Collected data:
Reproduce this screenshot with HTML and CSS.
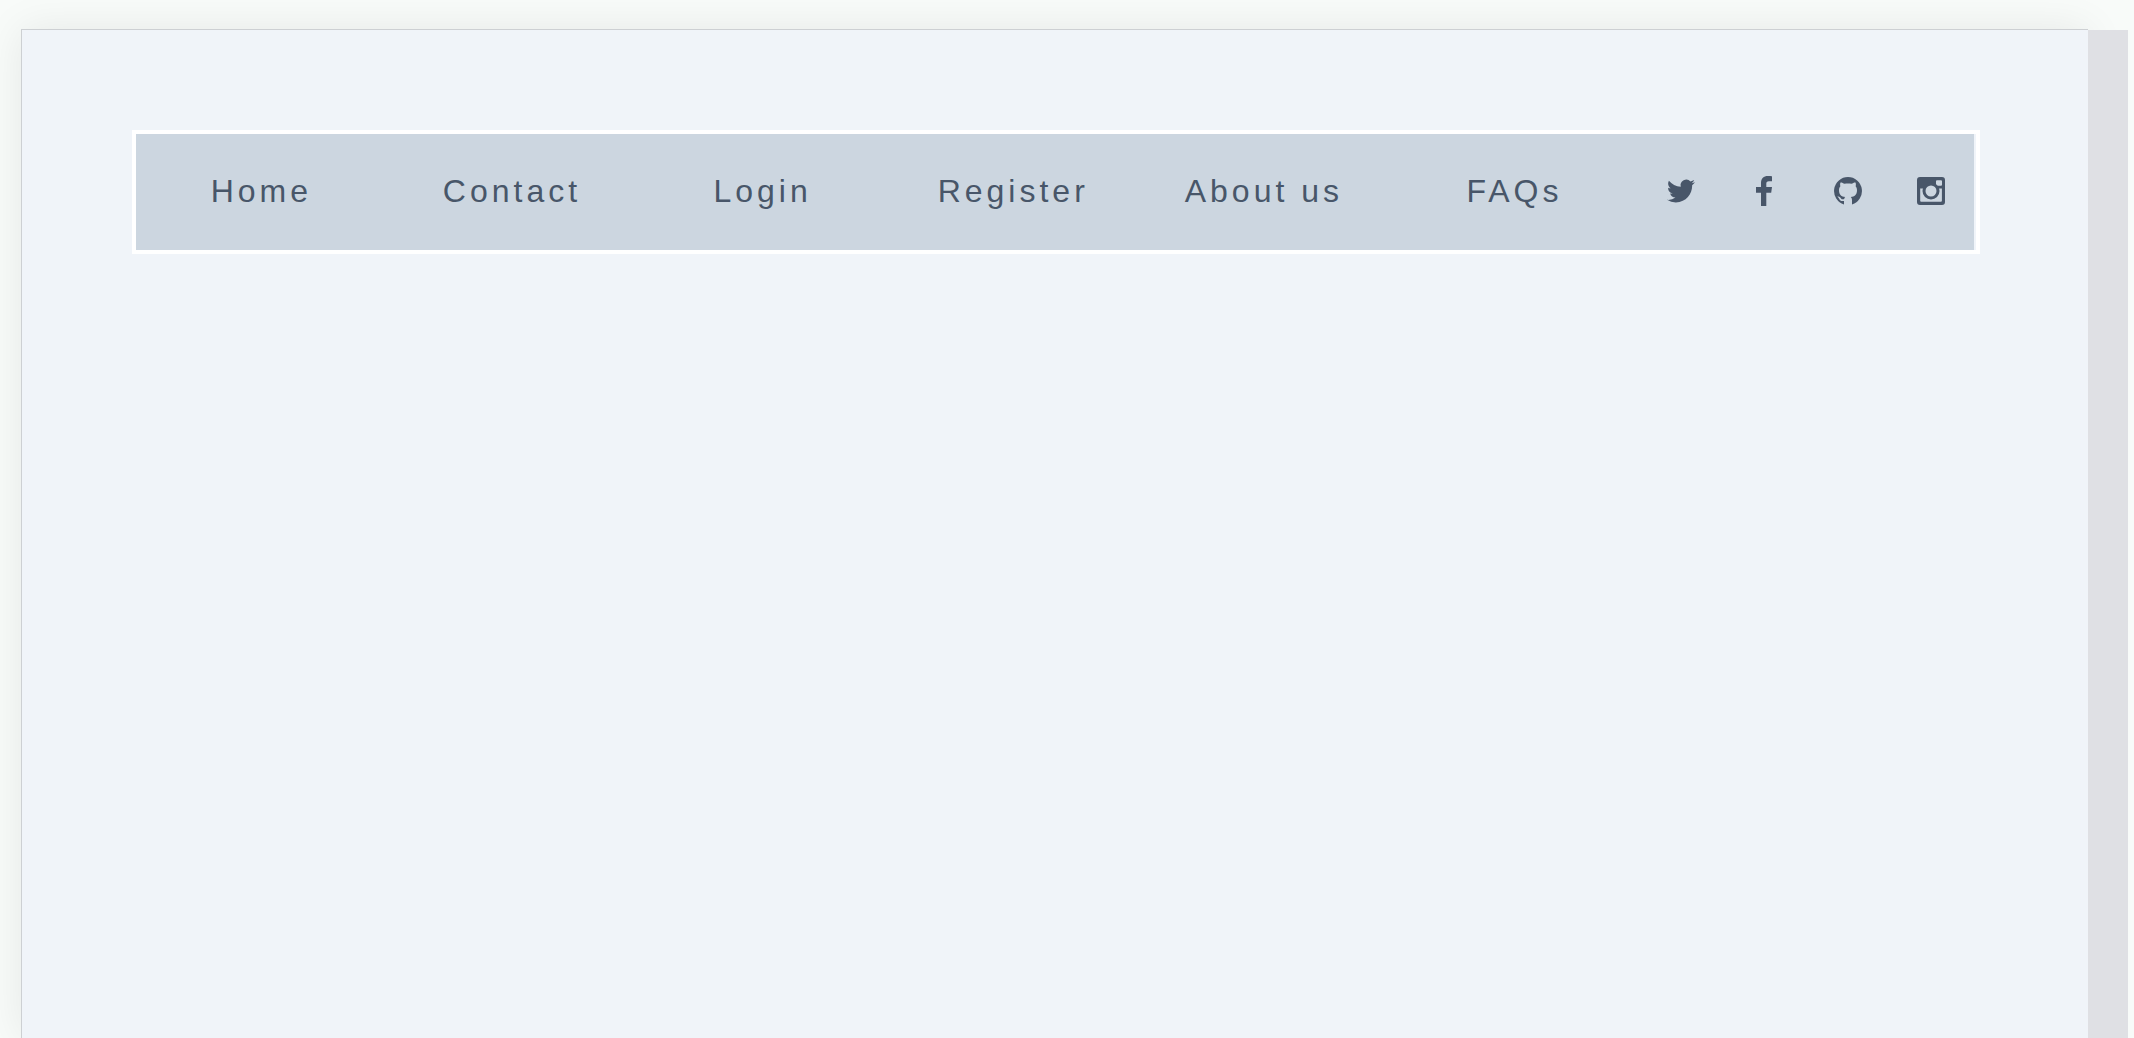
FILE: index.html
```html
<!DOCTYPE html>
<html lang="en">
<head>
<meta charset="utf-8">
<meta name="viewport" content="width=device-width, initial-scale=1">
<title>Navigation bar</title>
<link rel="stylesheet" href="styles.css">
</head>
<body>
<div class="window">
  <main class="page">
    <nav class="navbar" aria-label="Main">
      <a class="navbar-link" href="#home">Home</a>
      <a class="navbar-link" href="#contact">Contact</a>
      <a class="navbar-link" href="#login">Login</a>
      <a class="navbar-link" href="#register">Register</a>
      <a class="navbar-link" href="#about">About us</a>
      <a class="navbar-link" href="#faqs">FAQs</a>
      <a class="navbar-icon" href="#twitter" aria-label="Twitter">
        <svg width="28" height="28" viewBox="0 0 24 24"><path d="M23.953 4.57a10 10 0 01-2.825.775 4.958 4.958 0 002.163-2.723c-.951.555-2.005.959-3.127 1.184a4.92 4.92 0 00-8.384 4.482C7.69 8.095 4.067 6.13 1.64 3.162a4.822 4.822 0 00-.666 2.475c0 1.71.87 3.213 2.188 4.096a4.904 4.904 0 01-2.228-.616v.06a4.923 4.923 0 003.946 4.827 4.996 4.996 0 01-2.212.085 4.936 4.936 0 004.604 3.417 9.867 9.867 0 01-6.102 2.105c-.39 0-.779-.023-1.17-.067a13.995 13.995 0 007.557 2.209c9.053 0 13.998-7.496 13.998-13.985 0-.21 0-.42-.015-.63A9.935 9.935 0 0024 4.59z"/></svg>
      </a>
      <a class="navbar-icon" href="#facebook" aria-label="Facebook">
        <svg width="16" height="30" viewBox="0 0 16 30"><path d="M16 .3v4.900h-3c-2.200 0-2.700 1-2.700 2.600V11H16l-.8 5.700h-4.900V30H5V16.700H0V11h5V7.100C5 2.500 7.700 0 11.800 0c2 0 3.600.1 4.200.3z"/></svg>
      </a>
      <a class="navbar-icon" href="#github" aria-label="GitHub">
        <svg width="28" height="28" viewBox="0 0 28 28"><path d="M14 0A14 14 0 0 0 10 27.400V24C6.500 24.600 5.600 22.600 4.900 21.200 4.500 20.500 3.800 20 3.300 19.600 5.200 18.900 6.300 20.300 7 21.400 7.800 22.400 8.900 22.500 10.200 22 10.300 21 10.700 20.400 11.200 20 7.500 19.500 5 17.800 5 13.200c0-1.600.5-2.900 1.400-3.900C6 8.300 6 6.800 6.500 5.400c1.400-.1 2.800.6 4 1.400 2.300-.5 4.700-.5 7 0 1.200-.8 2.600-1.500 4-1.400.5 1.400.5 2.900.1 3.900.9 1 1.400 2.300 1.400 3.900 0 4.600-2.500 6.300-6.200 6.800.8.700 1.200 1.700 1.200 3v4.400A14 14 0 0 0 14 0z"/></svg>
      </a>
      <a class="navbar-icon" href="#instagram" aria-label="Instagram">
        <svg width="28" height="28" viewBox="0 0 28 28">
          <path fill-rule="evenodd" d="M3 0h22a3 3 0 013 3v22a3 3 0 01-3 3H3a3 3 0 01-3-3V3a3 3 0 013-3zM20 3.200a1 1 0 00-1 1v3.600a1 1 0 001 1h4a1 1 0 001-1V4.200a1 1 0 00-1-1zM3.200 11.500v12.200a1 1 0 001 1h19.700a1 1 0 001-1V11.500z"/>
          <circle class="lens" cx="14" cy="14" r="7"/>
        </svg>
      </a>
    </nav>
  </main>
  <div class="scroll-track"></div>
</div>
</body>
</html>
```
FILE: styles.css
```css
* {
  box-sizing: border-box;
}

body {
  margin: 0;
  background: #f8fbf9;
  color: #485669;
  font-family: "Liberation Sans", Arial, sans-serif;
}

.window {
  display: flex;
  min-height: 100vh;
  padding: 29px 6px 0 21px;
  overflow: hidden;
}

.page {
  flex: 1;
  padding: 100px 108px 100px 110px;
  border: solid #cdd0d3;
  border-width: 1px 0 0 1px;
  background: #f0f4f9;
  box-shadow: 0 0 40px rgba(0, 0, 0, 0.08);
}

.scroll-track {
  position: relative;
  width: 40px;
  margin-top: 1px;
  background: #dfe0e4;
}

.navbar {
  display: grid;
  grid-template-columns: repeat(6, 3fr) repeat(4, 1fr);
  align-items: center;
  height: 124px;
  padding-right: 2px;
  border: 4px solid #fff;
  background: linear-gradient(#ccd6e0, #ccd6e0) content-box, #f0f4f9;
}

.navbar-link {
  padding-bottom: 2px;
  color: inherit;
  font-size: 32px;
  line-height: 40px;
  letter-spacing: 4px;
  text-align: center;
  text-decoration: none;
  white-space: nowrap;
}

.navbar-icon {
  display: flex;
  justify-content: center;
  padding: 0 2px 2px 0;
}

.navbar-icon svg {
  fill: #485669;
}

.navbar-icon .lens {
  fill: #ccd6e0;
  stroke: #485669;
  stroke-width: 3;
}
```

Task to complete: Reproduce every line of the material precisely, omitting its pictures.

Response to the task:
Reproduce this screenshot with HTML and CSS.
FILE: index.html
```html
<!DOCTYPE html>
<html lang="en">
<head>
<meta charset="utf-8">
<meta name="viewport" content="width=device-width, initial-scale=1">
<title>Navigation bar</title>
<link rel="stylesheet" href="styles.css">
</head>
<body>
<div class="window">
  <main class="page">
    <nav class="navbar" aria-label="Main">
      <a class="navbar-link" href="#home">Home</a>
      <a class="navbar-link" href="#contact">Contact</a>
      <a class="navbar-link" href="#login">Login</a>
      <a class="navbar-link" href="#register">Register</a>
      <a class="navbar-link" href="#about">About us</a>
      <a class="navbar-link" href="#faqs">FAQs</a>
      <a class="navbar-icon" href="#twitter" aria-label="Twitter">
        <svg width="28" height="28" viewBox="0 0 24 24"><path d="M23.953 4.57a10 10 0 01-2.825.775 4.958 4.958 0 002.163-2.723c-.951.555-2.005.959-3.127 1.184a4.92 4.92 0 00-8.384 4.482C7.69 8.095 4.067 6.13 1.64 3.162a4.822 4.822 0 00-.666 2.475c0 1.71.87 3.213 2.188 4.096a4.904 4.904 0 01-2.228-.616v.06a4.923 4.923 0 003.946 4.827 4.996 4.996 0 01-2.212.085 4.936 4.936 0 004.604 3.417 9.867 9.867 0 01-6.102 2.105c-.39 0-.779-.023-1.17-.067a13.995 13.995 0 007.557 2.209c9.053 0 13.998-7.496 13.998-13.985 0-.21 0-.42-.015-.63A9.935 9.935 0 0024 4.59z"/></svg>
      </a>
      <a class="navbar-icon" href="#facebook" aria-label="Facebook">
        <svg width="16" height="30" viewBox="0 0 16 30"><path d="M16 .3v4.900h-3c-2.200 0-2.700 1-2.700 2.600V11H16l-.8 5.700h-4.900V30H5V16.700H0V11h5V7.100C5 2.500 7.700 0 11.800 0c2 0 3.600.1 4.200.3z"/></svg>
      </a>
      <a class="navbar-icon" href="#github" aria-label="GitHub">
        <svg width="28" height="28" viewBox="0 0 28 28"><path d="M14 0A14 14 0 0 0 10 27.400V24C6.500 24.600 5.600 22.600 4.900 21.200 4.500 20.500 3.800 20 3.300 19.600 5.200 18.900 6.300 20.300 7 21.400 7.800 22.400 8.900 22.500 10.200 22 10.300 21 10.700 20.400 11.200 20 7.500 19.500 5 17.800 5 13.200c0-1.600.5-2.900 1.400-3.900C6 8.300 6 6.800 6.500 5.400c1.400-.1 2.800.6 4 1.400 2.300-.5 4.700-.5 7 0 1.200-.8 2.600-1.500 4-1.400.5 1.400.5 2.900.1 3.900.9 1 1.400 2.300 1.400 3.900 0 4.600-2.500 6.300-6.200 6.800.8.700 1.200 1.700 1.200 3v4.400A14 14 0 0 0 14 0z"/></svg>
      </a>
      <a class="navbar-icon" href="#instagram" aria-label="Instagram">
        <svg width="28" height="28" viewBox="0 0 28 28">
          <path fill-rule="evenodd" d="M3 0h22a3 3 0 013 3v22a3 3 0 01-3 3H3a3 3 0 01-3-3V3a3 3 0 013-3zM20 3.200a1 1 0 00-1 1v3.600a1 1 0 001 1h4a1 1 0 001-1V4.200a1 1 0 00-1-1zM3.200 11.500v12.200a1 1 0 001 1h19.700a1 1 0 001-1V11.500z"/>
          <circle class="lens" cx="14" cy="14" r="7"/>
        </svg>
      </a>
    </nav>
  </main>
  <div class="scroll-track"></div>
</div>
</body>
</html>
```
FILE: styles.css
```css
* {
  box-sizing: border-box;
}

body {
  margin: 0;
  background: #f8fbf9;
  color: #485669;
  font-family: "Liberation Sans", Arial, sans-serif;
}

.window {
  display: flex;
  min-height: 100vh;
  padding: 29px 6px 0 21px;
  overflow: hidden;
}

.page {
  flex: 1;
  padding: 100px 108px 100px 110px;
  border: solid #cdd0d3;
  border-width: 1px 0 0 1px;
  background: #f0f4f9;
  box-shadow: 0 0 40px rgba(0, 0, 0, 0.08);
}

.scroll-track {
  position: relative;
  width: 40px;
  margin-top: 1px;
  background: #dfe0e4;
}

.navbar {
  display: grid;
  grid-template-columns: repeat(6, 3fr) repeat(4, 1fr);
  align-items: center;
  height: 124px;
  padding-right: 2px;
  border: 4px solid #fff;
  background: linear-gradient(#ccd6e0, #ccd6e0) content-box, #f0f4f9;
}

.navbar-link {
  padding-bottom: 2px;
  color: inherit;
  font-size: 32px;
  line-height: 40px;
  letter-spacing: 4px;
  text-align: center;
  text-decoration: none;
  white-space: nowrap;
}

.navbar-icon {
  display: flex;
  justify-content: center;
  padding: 0 2px 2px 0;
}

.navbar-icon svg {
  fill: #485669;
}

.navbar-icon .lens {
  fill: #ccd6e0;
  stroke: #485669;
  stroke-width: 3;
}
```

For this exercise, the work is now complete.